# [YOUR GOAL]
Produce an exact copy of all the data below, dropping every image.

* Start INPUT FOR THIS TASK *

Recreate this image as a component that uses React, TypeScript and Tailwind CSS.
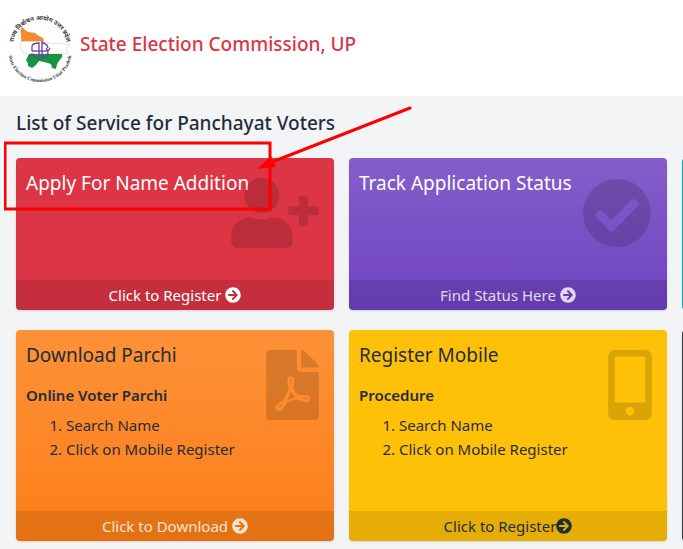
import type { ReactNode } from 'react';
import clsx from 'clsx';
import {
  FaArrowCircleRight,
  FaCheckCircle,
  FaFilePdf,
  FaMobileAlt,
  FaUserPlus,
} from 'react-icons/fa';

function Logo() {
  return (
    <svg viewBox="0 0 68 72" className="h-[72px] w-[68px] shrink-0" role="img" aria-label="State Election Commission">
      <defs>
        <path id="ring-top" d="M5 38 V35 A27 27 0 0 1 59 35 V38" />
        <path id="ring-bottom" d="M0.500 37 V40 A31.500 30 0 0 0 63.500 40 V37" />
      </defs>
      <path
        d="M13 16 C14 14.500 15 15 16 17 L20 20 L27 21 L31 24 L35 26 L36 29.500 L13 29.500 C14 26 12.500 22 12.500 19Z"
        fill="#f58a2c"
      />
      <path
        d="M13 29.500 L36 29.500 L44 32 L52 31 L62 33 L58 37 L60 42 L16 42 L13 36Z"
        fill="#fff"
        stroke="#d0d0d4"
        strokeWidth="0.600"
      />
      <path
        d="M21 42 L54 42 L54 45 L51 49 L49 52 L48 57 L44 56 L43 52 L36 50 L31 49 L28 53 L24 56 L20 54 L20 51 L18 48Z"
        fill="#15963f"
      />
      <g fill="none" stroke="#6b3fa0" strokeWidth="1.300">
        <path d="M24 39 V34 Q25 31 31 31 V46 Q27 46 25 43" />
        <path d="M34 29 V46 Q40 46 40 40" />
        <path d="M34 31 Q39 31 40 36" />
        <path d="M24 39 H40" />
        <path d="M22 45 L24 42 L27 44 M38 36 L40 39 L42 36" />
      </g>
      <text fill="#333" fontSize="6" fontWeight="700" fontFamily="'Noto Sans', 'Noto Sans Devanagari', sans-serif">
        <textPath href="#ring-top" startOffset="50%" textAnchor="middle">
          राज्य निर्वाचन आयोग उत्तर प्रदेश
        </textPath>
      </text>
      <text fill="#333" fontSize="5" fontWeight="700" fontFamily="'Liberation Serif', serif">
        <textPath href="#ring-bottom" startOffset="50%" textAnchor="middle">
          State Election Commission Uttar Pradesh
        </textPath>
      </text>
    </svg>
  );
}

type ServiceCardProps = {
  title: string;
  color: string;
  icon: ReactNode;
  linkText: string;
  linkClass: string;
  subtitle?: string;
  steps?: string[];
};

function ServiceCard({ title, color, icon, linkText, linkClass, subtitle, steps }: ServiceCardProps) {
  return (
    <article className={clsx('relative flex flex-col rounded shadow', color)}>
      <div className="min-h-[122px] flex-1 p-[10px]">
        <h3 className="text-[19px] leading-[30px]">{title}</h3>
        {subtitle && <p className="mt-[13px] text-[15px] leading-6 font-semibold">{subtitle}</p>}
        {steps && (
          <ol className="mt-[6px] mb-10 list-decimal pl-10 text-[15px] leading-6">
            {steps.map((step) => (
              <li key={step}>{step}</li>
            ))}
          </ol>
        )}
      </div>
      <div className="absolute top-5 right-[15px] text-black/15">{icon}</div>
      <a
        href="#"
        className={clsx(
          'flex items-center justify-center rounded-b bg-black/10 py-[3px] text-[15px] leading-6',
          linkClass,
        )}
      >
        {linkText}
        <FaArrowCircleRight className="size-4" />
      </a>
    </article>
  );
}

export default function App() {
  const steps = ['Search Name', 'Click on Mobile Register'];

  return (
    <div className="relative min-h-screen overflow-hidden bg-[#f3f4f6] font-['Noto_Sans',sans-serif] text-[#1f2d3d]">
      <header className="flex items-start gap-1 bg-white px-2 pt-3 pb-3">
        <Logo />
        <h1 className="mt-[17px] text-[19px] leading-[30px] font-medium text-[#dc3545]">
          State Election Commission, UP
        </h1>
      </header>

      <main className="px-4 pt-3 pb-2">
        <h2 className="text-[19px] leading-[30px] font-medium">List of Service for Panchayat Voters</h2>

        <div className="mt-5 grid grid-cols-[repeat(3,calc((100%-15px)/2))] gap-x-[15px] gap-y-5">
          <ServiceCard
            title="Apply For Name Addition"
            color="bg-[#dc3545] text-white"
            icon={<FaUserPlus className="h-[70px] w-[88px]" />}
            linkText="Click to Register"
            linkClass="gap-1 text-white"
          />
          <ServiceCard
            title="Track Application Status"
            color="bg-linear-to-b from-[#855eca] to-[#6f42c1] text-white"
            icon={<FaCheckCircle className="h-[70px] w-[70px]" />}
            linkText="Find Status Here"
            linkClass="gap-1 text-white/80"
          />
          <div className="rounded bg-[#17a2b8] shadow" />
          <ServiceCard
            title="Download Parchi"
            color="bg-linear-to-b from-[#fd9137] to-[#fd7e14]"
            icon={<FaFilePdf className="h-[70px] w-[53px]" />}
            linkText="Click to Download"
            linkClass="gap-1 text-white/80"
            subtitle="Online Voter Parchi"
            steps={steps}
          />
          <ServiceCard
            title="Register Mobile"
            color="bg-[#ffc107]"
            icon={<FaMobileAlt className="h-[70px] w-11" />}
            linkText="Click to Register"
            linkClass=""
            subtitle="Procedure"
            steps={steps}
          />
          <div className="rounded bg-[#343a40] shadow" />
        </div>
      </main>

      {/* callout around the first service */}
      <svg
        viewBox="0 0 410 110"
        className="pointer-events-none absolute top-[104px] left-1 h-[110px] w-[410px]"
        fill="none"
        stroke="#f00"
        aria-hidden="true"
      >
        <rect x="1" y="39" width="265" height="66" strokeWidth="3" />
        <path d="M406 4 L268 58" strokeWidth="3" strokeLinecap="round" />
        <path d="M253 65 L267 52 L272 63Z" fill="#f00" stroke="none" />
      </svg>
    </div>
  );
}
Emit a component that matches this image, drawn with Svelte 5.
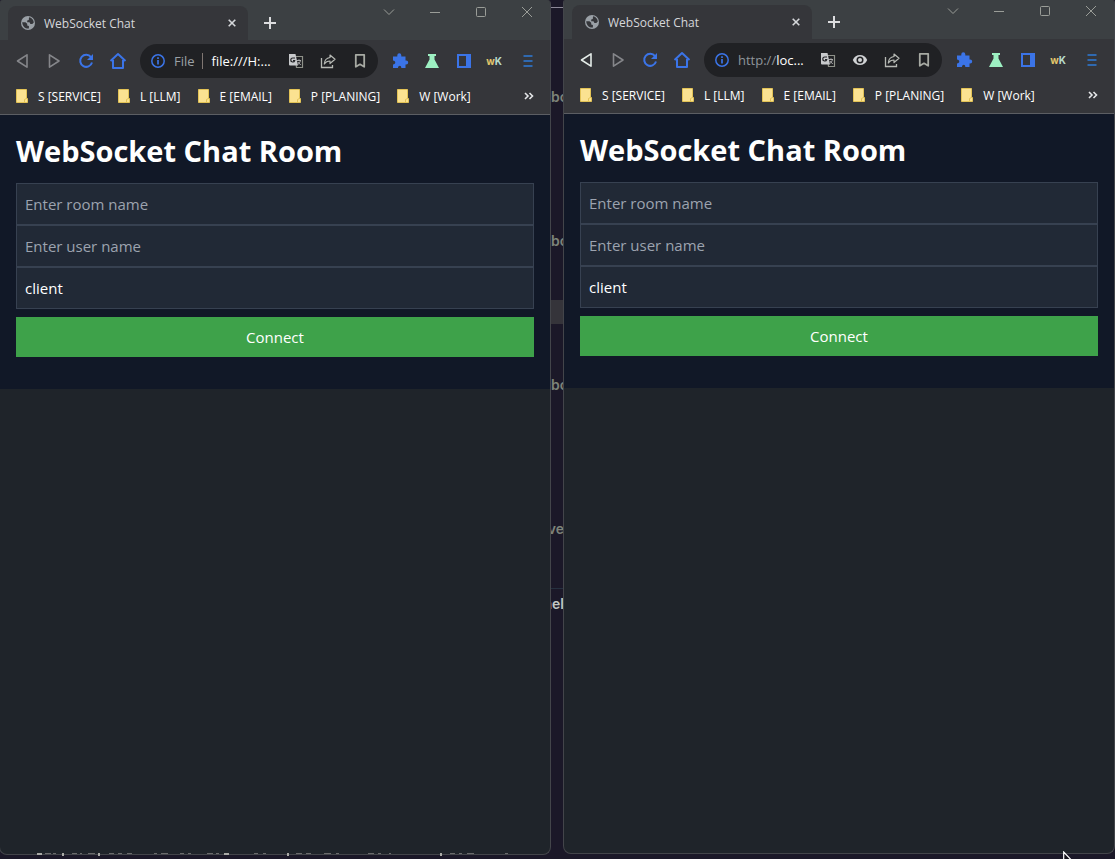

* End INPUT FOR THIS TASK *

# [TASK ANSWER]
Recreate this image as a component that uses React, TypeScript and Tailwind CSS.
import type { ReactNode } from 'react';
import clsx from 'clsx';
import {
  FaArrowCircleRight,
  FaCheckCircle,
  FaFilePdf,
  FaMobileAlt,
  FaUserPlus,
} from 'react-icons/fa';

function Logo() {
  return (
    <svg viewBox="0 0 68 72" className="h-[72px] w-[68px] shrink-0" role="img" aria-label="State Election Commission">
      <defs>
        <path id="ring-top" d="M5 38 V35 A27 27 0 0 1 59 35 V38" />
        <path id="ring-bottom" d="M0.500 37 V40 A31.500 30 0 0 0 63.500 40 V37" />
      </defs>
      <path
        d="M13 16 C14 14.500 15 15 16 17 L20 20 L27 21 L31 24 L35 26 L36 29.500 L13 29.500 C14 26 12.500 22 12.500 19Z"
        fill="#f58a2c"
      />
      <path
        d="M13 29.500 L36 29.500 L44 32 L52 31 L62 33 L58 37 L60 42 L16 42 L13 36Z"
        fill="#fff"
        stroke="#d0d0d4"
        strokeWidth="0.600"
      />
      <path
        d="M21 42 L54 42 L54 45 L51 49 L49 52 L48 57 L44 56 L43 52 L36 50 L31 49 L28 53 L24 56 L20 54 L20 51 L18 48Z"
        fill="#15963f"
      />
      <g fill="none" stroke="#6b3fa0" strokeWidth="1.300">
        <path d="M24 39 V34 Q25 31 31 31 V46 Q27 46 25 43" />
        <path d="M34 29 V46 Q40 46 40 40" />
        <path d="M34 31 Q39 31 40 36" />
        <path d="M24 39 H40" />
        <path d="M22 45 L24 42 L27 44 M38 36 L40 39 L42 36" />
      </g>
      <text fill="#333" fontSize="6" fontWeight="700" fontFamily="'Noto Sans', 'Noto Sans Devanagari', sans-serif">
        <textPath href="#ring-top" startOffset="50%" textAnchor="middle">
          राज्य निर्वाचन आयोग उत्तर प्रदेश
        </textPath>
      </text>
      <text fill="#333" fontSize="5" fontWeight="700" fontFamily="'Liberation Serif', serif">
        <textPath href="#ring-bottom" startOffset="50%" textAnchor="middle">
          State Election Commission Uttar Pradesh
        </textPath>
      </text>
    </svg>
  );
}

type ServiceCardProps = {
  title: string;
  color: string;
  icon: ReactNode;
  linkText: string;
  linkClass: string;
  subtitle?: string;
  steps?: string[];
};

function ServiceCard({ title, color, icon, linkText, linkClass, subtitle, steps }: ServiceCardProps) {
  return (
    <article className={clsx('relative flex flex-col rounded shadow', color)}>
      <div className="min-h-[122px] flex-1 p-[10px]">
        <h3 className="text-[19px] leading-[30px]">{title}</h3>
        {subtitle && <p className="mt-[13px] text-[15px] leading-6 font-semibold">{subtitle}</p>}
        {steps && (
          <ol className="mt-[6px] mb-10 list-decimal pl-10 text-[15px] leading-6">
            {steps.map((step) => (
              <li key={step}>{step}</li>
            ))}
          </ol>
        )}
      </div>
      <div className="absolute top-5 right-[15px] text-black/15">{icon}</div>
      <a
        href="#"
        className={clsx(
          'flex items-center justify-center rounded-b bg-black/10 py-[3px] text-[15px] leading-6',
          linkClass,
        )}
      >
        {linkText}
        <FaArrowCircleRight className="size-4" />
      </a>
    </article>
  );
}

export default function App() {
  const steps = ['Search Name', 'Click on Mobile Register'];

  return (
    <div className="relative min-h-screen overflow-hidden bg-[#f3f4f6] font-['Noto_Sans',sans-serif] text-[#1f2d3d]">
      <header className="flex items-start gap-1 bg-white px-2 pt-3 pb-3">
        <Logo />
        <h1 className="mt-[17px] text-[19px] leading-[30px] font-medium text-[#dc3545]">
          State Election Commission, UP
        </h1>
      </header>

      <main className="px-4 pt-3 pb-2">
        <h2 className="text-[19px] leading-[30px] font-medium">List of Service for Panchayat Voters</h2>

        <div className="mt-5 grid grid-cols-[repeat(3,calc((100%-15px)/2))] gap-x-[15px] gap-y-5">
          <ServiceCard
            title="Apply For Name Addition"
            color="bg-[#dc3545] text-white"
            icon={<FaUserPlus className="h-[70px] w-[88px]" />}
            linkText="Click to Register"
            linkClass="gap-1 text-white"
          />
          <ServiceCard
            title="Track Application Status"
            color="bg-linear-to-b from-[#855eca] to-[#6f42c1] text-white"
            icon={<FaCheckCircle className="h-[70px] w-[70px]" />}
            linkText="Find Status Here"
            linkClass="gap-1 text-white/80"
          />
          <div className="rounded bg-[#17a2b8] shadow" />
          <ServiceCard
            title="Download Parchi"
            color="bg-linear-to-b from-[#fd9137] to-[#fd7e14]"
            icon={<FaFilePdf className="h-[70px] w-[53px]" />}
            linkText="Click to Download"
            linkClass="gap-1 text-white/80"
            subtitle="Online Voter Parchi"
            steps={steps}
          />
          <ServiceCard
            title="Register Mobile"
            color="bg-[#ffc107]"
            icon={<FaMobileAlt className="h-[70px] w-11" />}
            linkText="Click to Register"
            linkClass=""
            subtitle="Procedure"
            steps={steps}
          />
          <div className="rounded bg-[#343a40] shadow" />
        </div>
      </main>

      {/* callout around the first service */}
      <svg
        viewBox="0 0 410 110"
        className="pointer-events-none absolute top-[104px] left-1 h-[110px] w-[410px]"
        fill="none"
        stroke="#f00"
        aria-hidden="true"
      >
        <rect x="1" y="39" width="265" height="66" strokeWidth="3" />
        <path d="M406 4 L268 58" strokeWidth="3" strokeLinecap="round" />
        <path d="M253 65 L267 52 L272 63Z" fill="#f00" stroke="none" />
      </svg>
    </div>
  );
}
Emit a component that matches this image, drawn with Svelte 5.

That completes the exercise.